→ **Data listing**:
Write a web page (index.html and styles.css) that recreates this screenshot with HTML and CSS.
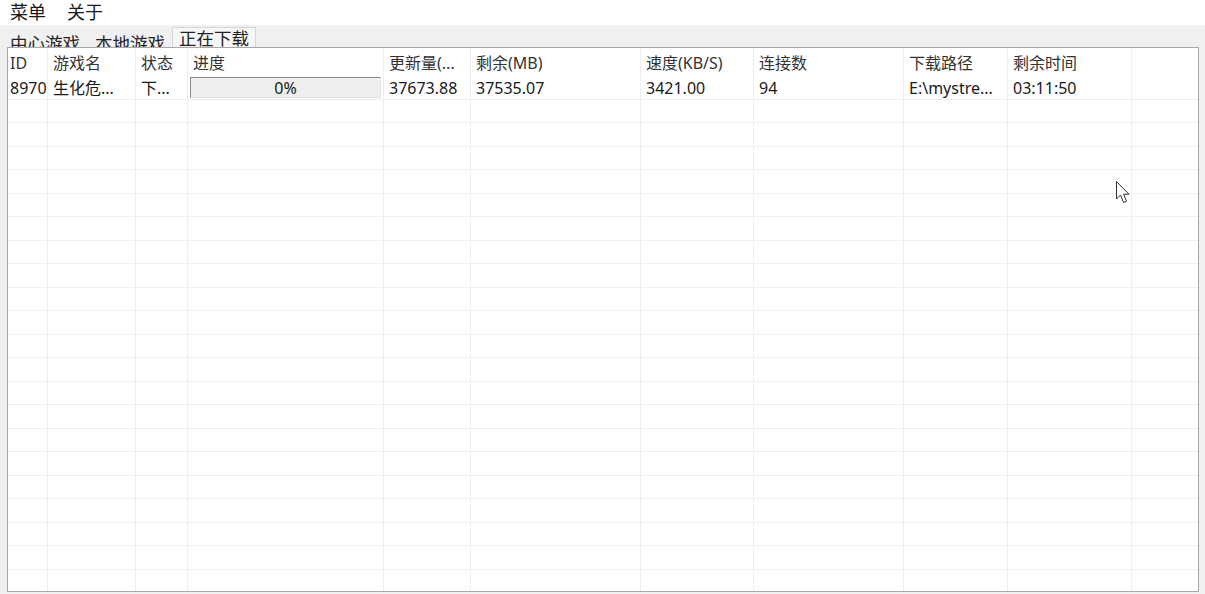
FILE: index.html
```html
<!DOCTYPE html>
<html lang="zh-CN">
<head>
<meta charset="UTF-8">
<title>下载管理</title>
<link rel="stylesheet" href="styles.css">
</head>
<body>

<!-- 菜单栏 -->
<div class="menubar">
 <span>菜单</span>
 <span>关于</span>
</div>

<!-- 标签页 -->
<div class="tabs">
 <div class="tab">中心游戏</div>
 <div class="tab">本地游戏</div>
 <div class="tab active">正在下载</div>
</div>

<div class="panel">
 <div class="grid" id="grid">
  <div class="row head">
   <div class="cell">ID</div>
   <div class="cell">游戏名</div>
   <div class="cell">状态</div>
   <div class="cell">进度</div>
   <div class="cell">更新量(...</div>
   <div class="cell">剩余(MB)</div>
   <div class="cell">速度(KB/S)</div>
   <div class="cell">连接数</div>
   <div class="cell">下载路径</div>
   <div class="cell">剩余时间</div>
   <div class="cell"></div>
  </div>
  <div class="row">
   <div class="cell">8970</div>
   <div class="cell">生化危...</div>
   <div class="cell">下...</div>
   <div class="cell bar-cell"><div class="bar">0%</div></div>
   <div class="cell">37673.88</div>
   <div class="cell">37535.07</div>
   <div class="cell">3421.00</div>
   <div class="cell">94</div>
   <div class="cell">E:\mystre...</div>
   <div class="cell">03:11:50</div>
   <div class="cell"></div>
  </div>
 </div>
</div>

<!-- 鼠标指针 -->
<svg class="pointer" width="18" height="26" viewBox="0 0 18 26">
 <path d="M1.5 1.5 L1.5 19 L5.5 15 L8.5 22.5 L11.5 21.2 L8.6 14.2 L14 14.2 Z" fill="#fff" stroke="#333" stroke-width="1" stroke-linejoin="round"/>
</svg>

<script>
// 空行
let g=document.getElementById('grid');
for(let i=0;i<21;i++){
 let r=document.createElement('div');
 r.className='row';
 for(let j=0;j<11;j++){
  let c=document.createElement('div');
  c.className='cell';
  r.appendChild(c);
 }
 g.appendChild(r);
}
</script>

</body>
</html>
```

FILE: styles.css
```css
body{
 margin:0;
 height:594px;
 background:#f0f0f0;
 color:#1a1a1a;
 font-family:"Noto Sans","Noto Sans CJK SC",sans-serif;
 font-size:16px;
 overflow:hidden;
 position:relative;
}

/* 菜单栏 */
.menubar{
 height:25px;
 background:#fff;
 display:flex;
 align-items:center;
 gap:21px;
 padding-left:10px;
 font-size:18px;
 line-height:25px;
}

/* 标签页 */
.tabs{
 height:22px;
 display:flex;
 align-items:flex-end;
 overflow:hidden;
 padding-left:3px;
 font-size:17.5px;
}
.tab{
 height:24px;
 line-height:29px;
 padding:0 7px;
 margin-bottom:-6px;
 color:#222;
}
.tab + .tab{
 margin-left:1px;
}
.tab.active{
 height:19px;
 line-height:20px;
 margin-bottom:0;
 margin-left:0;
 padding:0 6px;
 background:#f7f7f7;
 border:1px solid #d6d6d6;
 border-bottom:none;
}

/* 列表区域 */
.panel{
 height:543px;
 margin:0 6px 0 7px;
 border:1px solid #a8a8a8;
 background:#fff;
 overflow:hidden;
}

.row{
 display:grid;
 grid-template-columns:40px 88px 52px 196px 87px 170px 113px 150px 104px 124px 1fr;
 height:23.5px;
 border-bottom:1px solid #efefef;
 box-sizing:border-box;
}
.row.head{
 height:28px;
 border-bottom:none;
 color:#333;
}

.cell{
 border-right:1px solid #efefef;
 padding-left:5px;
 line-height:25px;
 white-space:nowrap;
 overflow:hidden;
}
.cell:first-child{
 padding-left:2px;
}
.row.head .cell{
 line-height:31px;
}
.cell:last-child{
 border-right:none;
}

/* 进度条 */
.bar-cell{
 padding:1px 2px 0 2px;
}
.bar{
 height:21px;
 line-height:21px;
 box-sizing:border-box;
 background:#efefef;
 border:1px solid #e3e3e3;
 border-top-color:#8a8a8a;
 border-left-color:#8a8a8a;
 text-align:center;
}

.pointer{
 position:absolute;
 left:1115px;
 top:180px;
}
```
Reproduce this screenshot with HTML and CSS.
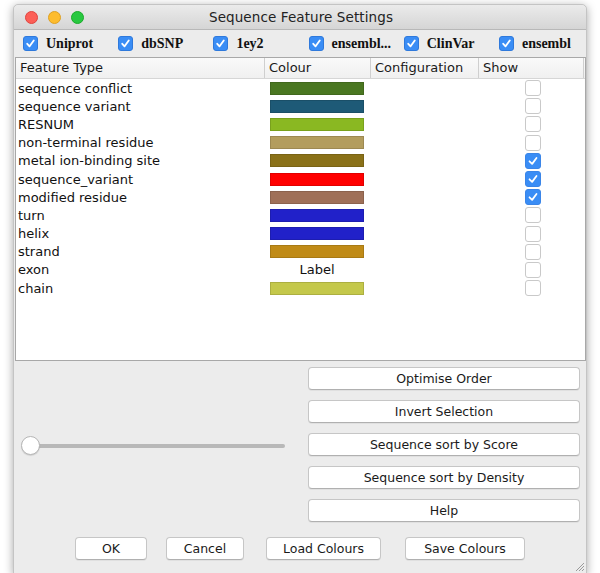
FILE: index.html
```html
<!DOCTYPE html>
<html>
<head>
<meta charset="utf-8">
<link rel="stylesheet" href="styles.css">
</head>
<body>
<div class="window">
  <div class="titlebar">
    <div class="lights">
      <span class="light red"></span>
      <span class="light yellow"></span>
      <span class="light green"></span>
    </div>
    <div class="title">Sequence Feature Settings</div>
  </div>
  <div class="sources">
    <label class="src"><span class="cb on"><svg viewBox="0 0 14 14"><path d="M3.5 7.3 L6 10 L10.5 3.8" /></svg></span>Uniprot</label>
    <label class="src"><span class="cb on"><svg viewBox="0 0 14 14"><path d="M3.5 7.3 L6 10 L10.5 3.8" /></svg></span>dbSNP</label>
    <label class="src"><span class="cb on"><svg viewBox="0 0 14 14"><path d="M3.5 7.3 L6 10 L10.5 3.8" /></svg></span>1ey2</label>
    <label class="src"><span class="cb on"><svg viewBox="0 0 14 14"><path d="M3.5 7.3 L6 10 L10.5 3.8" /></svg></span>ensembl...</label>
    <label class="src"><span class="cb on"><svg viewBox="0 0 14 14"><path d="M3.5 7.3 L6 10 L10.5 3.8" /></svg></span>ClinVar</label>
    <label class="src"><span class="cb on"><svg viewBox="0 0 14 14"><path d="M3.5 7.3 L6 10 L10.5 3.8" /></svg></span>ensembl</label>
  </div>
  <div class="table">
    <div class="thead">
      <div class="th c1">Feature Type</div>
      <div class="th c2">Colour</div>
      <div class="th c3">Configuration</div>
      <div class="th c4">Show</div>
    </div>
    <div class="tbody">
      <div class="tr"><div class="c1">sequence conflict</div><div class="c2"><span class="sw" style="background:#4a7721"></span></div><div class="c3"></div><div class="c4"><span class="show"></span></div></div>
      <div class="tr"><div class="c1">sequence variant</div><div class="c2"><span class="sw" style="background:#1e5a77"></span></div><div class="c3"></div><div class="c4"><span class="show"></span></div></div>
      <div class="tr"><div class="c1">RESNUM</div><div class="c2"><span class="sw" style="background:#8ab822"></span></div><div class="c3"></div><div class="c4"><span class="show"></span></div></div>
      <div class="tr"><div class="c1">non-terminal residue</div><div class="c2"><span class="sw" style="background:#b39d5e"></span></div><div class="c3"></div><div class="c4"><span class="show"></span></div></div>
      <div class="tr"><div class="c1">metal ion-binding site</div><div class="c2"><span class="sw" style="background:#8a7118"></span></div><div class="c3"></div><div class="c4"><span class="show on"><svg viewBox="0 0 16 16"><path d="M4 8.3 L7 11.3 L12 4.5" /></svg></span></div></div>
      <div class="tr"><div class="c1">sequence_variant</div><div class="c2"><span class="sw" style="background:#ff0000"></span></div><div class="c3"></div><div class="c4"><span class="show on"><svg viewBox="0 0 16 16"><path d="M4 8.3 L7 11.3 L12 4.5" /></svg></span></div></div>
      <div class="tr"><div class="c1">modified residue</div><div class="c2"><span class="sw" style="background:#9f7058"></span></div><div class="c3"></div><div class="c4"><span class="show on"><svg viewBox="0 0 16 16"><path d="M4 8.3 L7 11.3 L12 4.5" /></svg></span></div></div>
      <div class="tr"><div class="c1">turn</div><div class="c2"><span class="sw" style="background:#2121c9"></span></div><div class="c3"></div><div class="c4"><span class="show"></span></div></div>
      <div class="tr"><div class="c1">helix</div><div class="c2"><span class="sw" style="background:#2121c9"></span></div><div class="c3"></div><div class="c4"><span class="show"></span></div></div>
      <div class="tr"><div class="c1">strand</div><div class="c2"><span class="sw" style="background:#c08b17"></span></div><div class="c3"></div><div class="c4"><span class="show"></span></div></div>
      <div class="tr"><div class="c1">exon</div><div class="c2 lbl">Label</div><div class="c3"></div><div class="c4"><span class="show"></span></div></div>
      <div class="tr"><div class="c1">chain</div><div class="c2"><span class="sw" style="background:#c4c84b"></span></div><div class="c3"></div><div class="c4"><span class="show"></span></div></div>
    </div>
  </div>
  <div class="lower">
    <div class="slider-area">
      <div class="slider"><span class="thumb"></span></div>
    </div>
    <div class="actions">
      <button class="btn wide">Optimise Order</button>
      <button class="btn wide">Invert Selection</button>
      <button class="btn wide">Sequence sort by Score</button>
      <button class="btn wide">Sequence sort by Density</button>
      <button class="btn wide">Help</button>
    </div>
  </div>
  <div class="bottom">
    <button class="btn ok">OK</button>
    <button class="btn cancel">Cancel</button>
    <button class="btn load">Load Colours</button>
    <button class="btn save">Save Colours</button>
  </div>
  <div class="grip"><svg viewBox="0 0 12 12"><path d="M11 3 L3 11 M11 6 L6 11 M11 9 L9 11"/></svg></div>
</div>
</body>
</html>
```

FILE: styles.css
```css
* { box-sizing: border-box; }
html, body { margin: 0; padding: 0; background: #ffffff; }
body {
  font-family: "DejaVu Sans", "Noto Sans", sans-serif;
  color: #111;
  padding: 4px 0 0 13px;
  height: 573px;
  overflow: hidden;
}
.window {
  position: relative;
  width: 574px;
  height: 570px;
  background: #ececec;
  border: 1px solid #c4c4c4;
  border-radius: 5px 5px 0 0;
  box-shadow: 0 2px 10px rgba(0,0,0,0.35);
  display: flex;
  flex-direction: column;
}
.titlebar {
  height: 25px;
  flex: none;
  display: flex;
  align-items: center;
  background: linear-gradient(#ebebeb, #d5d5d5);
  border-bottom: 1px solid #b8b8b8;
  border-radius: 5px 5px 0 0;
}
.lights { display: flex; gap: 10px; padding-left: 11px; }
.light { width: 13px; height: 13px; border-radius: 50%; display: block; }
.red { background: #fc5f57; border: 1px solid #e0443e; }
.yellow { background: #fdbc2e; border: 1px solid #dea123; }
.green { background: #28c840; border: 1px solid #1aab29; }
.title {
  flex: 1;
  text-align: center;
  font-size: 13.5px;
  color: #222;
  margin-right: 68px;
  letter-spacing: 0.1px;
}
.sources {
  height: 27px;
  flex: none;
  display: flex;
  align-items: center;
  padding-left: 9px;
  background: #ececec;
  overflow: visible;
}
.src {
  width: 95.2px;
  flex: none;
  display: flex;
  align-items: center;
  font-family: "Liberation Serif", serif;
  font-weight: bold;
  font-size: 14px;
  color: #111;
  white-space: nowrap;
}
.cb {
  width: 15px;
  height: 15px;
  border-radius: 3px;
  margin-right: 8px;
  display: inline-block;
  flex: none;
}
.cb.on { background: #3a8df5; border: 1px solid #2e79dc; }
.cb svg, .show svg { width: 100%; height: 100%; display: block; }
.cb path, .show path { fill: none; stroke: #fff; stroke-width: 2; stroke-linecap: round; stroke-linejoin: round; }
.table {
  margin-left: 1px;
  width: 571px;
  height: 304px;
  flex: none;
  background: #fff;
  border: 1px solid #a8a8a8;
  font-size: 13px;
}
.thead {
  display: flex;
  height: 21px;
  border-bottom: 1px solid #d6d6d6;
  background: linear-gradient(#fafafa, #f0f0f0);
}
.th {
  border-right: 1px solid #cfcfcf;
  padding-left: 4px;
  line-height: 20px;
  color: #1a1a1a;
}
.c1 { width: 249px; flex: none; }
.c2 { width: 106px; flex: none; }
.c3 { width: 108px; flex: none; }
.c4 { flex: 1; }
.th.c4 { border-right: 1px solid #cfcfcf; margin-right: 1px; }
.tr { display: flex; height: 18.2px; align-items: center; }
.tr .c1 { padding-left: 2px; white-space: nowrap; }
.tr .c2 { padding-left: 5px; display: flex; align-items: center; }
.sw {
  display: block;
  width: 94px;
  height: 13px;
  box-shadow: inset 0 0 0 1px rgba(0,0,0,0.12);
}
.tr .lbl { justify-content: center; padding-left: 0; padding-right: 2px; }
.tr .c4 { display: flex; justify-content: center; padding-left: 2px; }
.show {
  width: 16px;
  height: 16px;
  border: 1px solid #c9c9c9;
  border-radius: 3px;
  background: #fff;
  display: block;
}
.show.on { background: #3a8df5; border-color: #3a85e8; }
.lower {
  flex: none;
  display: flex;
  padding-top: 6px;
  height: 165px;
}
.slider-area {
  width: 293px;
  display: flex;
  align-items: center;
  padding-left: 7px;
  padding-bottom: 2px;
}
.slider {
  position: relative;
  width: 254px;
  height: 4px;
  background: #b8b8b8;
  border-radius: 2px;
  margin-left: 10px;
}
.thumb {
  position: absolute;
  left: -10px;
  top: -8px;
  width: 19px;
  height: 19px;
  border-radius: 50%;
  background: #fff;
  border: 1px solid #b6b6b6;
  box-shadow: 0 1px 1px rgba(0,0,0,0.12);
}
.actions {
  display: flex;
  flex-direction: column;
  gap: 10px;
  padding-left: 1px;
}
.btn {
  font-family: "DejaVu Sans", sans-serif;
  font-size: 12.5px;
  color: #1a1a1a;
  background: #fff;
  border: 1px solid #c6c6c6;
  border-bottom-color: #b0b0b0;
  border-radius: 4px;
  height: 23px;
  padding: 0;
  box-shadow: 0 1px 0 rgba(0,0,0,0.05);
}
.btn.wide { width: 272px; }
.bottom {
  display: flex;
  padding-left: 61px;
  padding-top: 11px;
}
.ok { width: 72px; margin-right: 19px; }
.cancel { width: 78px; margin-right: 22px; }
.load { width: 115px; margin-right: 24px; }
.save { width: 120px; }
.grip {
  position: absolute;
  right: 1px;
  bottom: 1px;
  width: 12px;
  height: 12px;
}
.grip svg { width: 100%; height: 100%; display: block; }
.grip path { stroke: #9a9a9a; stroke-width: 1; fill: none; }
```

→ **Task objective**:
Return every line containing "screenshot".

→ **Solved exercise**:
Write a web page (index.html and styles.css) that recreates this screenshot with HTML and CSS.
Reproduce this screenshot with HTML and CSS.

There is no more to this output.